En esas estábamos cuando mi madre y yo fuimos a comprar mi traje de bodas. Yo le tenía dicho que no dijera que era el novio, porque lo que quería era algo que me sirviera para otras ocasiones, no esos atuendos, para mi gusto estrafalarios, que más tienen que ver con presentadores de galas navideñas que con la elegancia de quien, desde la normalidad, celebra la vida.

En esas estábamos, decía, cuando mi madre capeaba al vendedor de la mejor manera posible, explicando que “queremos un traje bueno”, “algo especial” y eufemismos similares. Al final, cuando el dependiente, extrañado, acariciaba el traje que nos estaba enseñando y comentaba:
-    Señora, este traje es un buen artículo.

Mi madre no pudo más y soltó “Mire usted, mi hijo no quiere decir que es el novio, pero es el novio. Así que queremos un traje bueno”. Para entonces ya había decidido yo que  nos quedábamos con el que estaba encima del mostrador. De lo que no me libré fue de una camisa y un chaleco que costaron más que el conjunto entero chaqueta-pantalón, porque el modisto ya había descubierto el pastel. Cosas que pasan.
 
Mi traje, como digo, era normal. Ni corto ni largo, ni estrecho ni ancho, ni muy oscuro ni rayado. Normal. Sencillo. Y me gustaba mucho. Entre otras cosas porque podía contar la anécdota del vendedor y de mi madre.

Lo usé por primera vez hace cinco años. Desde entonces, me lo he puesto una docena de veces. Y tan contento.

Hace unas semanas volví a desenfundarlo para la boda de una amiga. Me alegra sobremanera comprobar que me sigue estando bien, un poco más prieto el pantalón, pero nada alarmante. Cuando lo puse encima de la cama y abrí el plástico de la tintorería, para mi pesar confirmé que aquel no era mi traje. Me invadió un sentimiento de pérdida y de cierta rabia, porque sin duda la tintorería me había dado el cambiazo. Mi traje, el símbolo de mi libertad frente a los presupuestos de una boda convencional, el espacio conquistado de normalidad en el que me sentía protagonista de cómo celebrar una fiesta, se había perdido en alguna cadena compleja de limpieza en seco. En su lugar tenía otro, con su historia particular, ajeno y anónimo para mí.

Perder este fetiche de mi boda suponía tristeza por lo simbólico del objeto, por el cariño de la historia. Y la comparativa inmediata: ¿qué habría pasado si en lugar de ser mi traje de bodas hubiera sido el vestido de novia de Angelines?

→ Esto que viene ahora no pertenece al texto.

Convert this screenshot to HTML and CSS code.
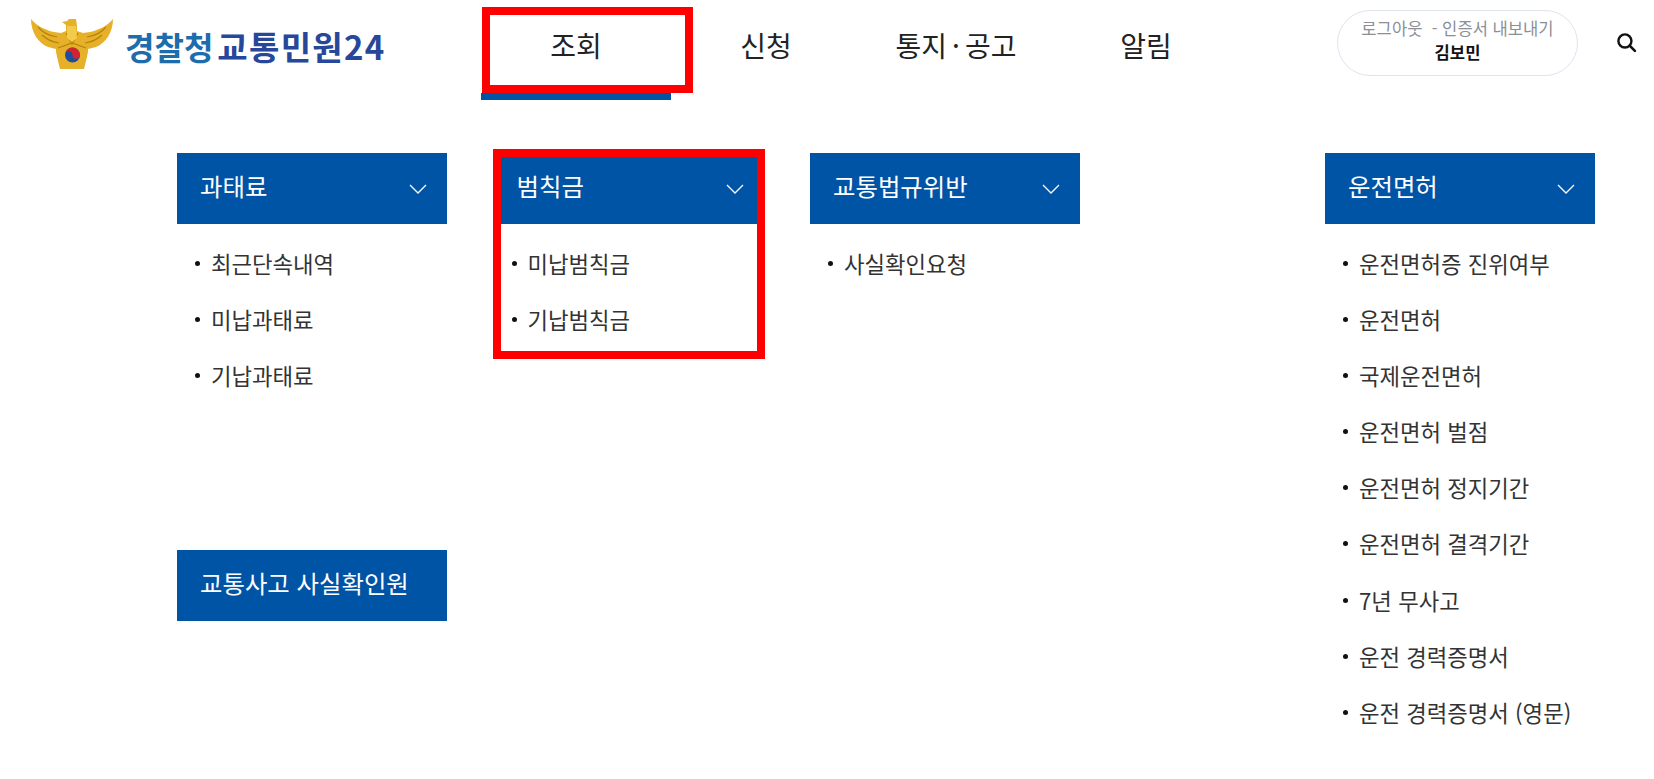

Sin duda era enfrentarse al apego a lo material, aunque lo material estuviera embebido de emociones.

Dos semanas de búsqueda infructuosa en tintorerías propias y extrañas, de contar el relato y de ver cómo las empleadas (eran siempre mujeres) de los establecimientos ponían caras raras y juraban y perjuraban que eso no podía ser, que no se cambiaban prendas así como así.  Y siempre, de fondo, el rumor de no afectarse, de que solo es un traje, aunque era el mío.

Al final, hace un par de días, apareció en un armario de casa de mis padres. El periplo es incognoscible, pero me queda, además de la alegría de la dracma recobrada, la actualización del Evangelio en aquello que dice: acumulad más bien tesoros en el cielo, donde ni la polilla ni la herrumbre destruyen ni hay ladrones que socaven NI TINTORERÍAS QUE PIERDAN.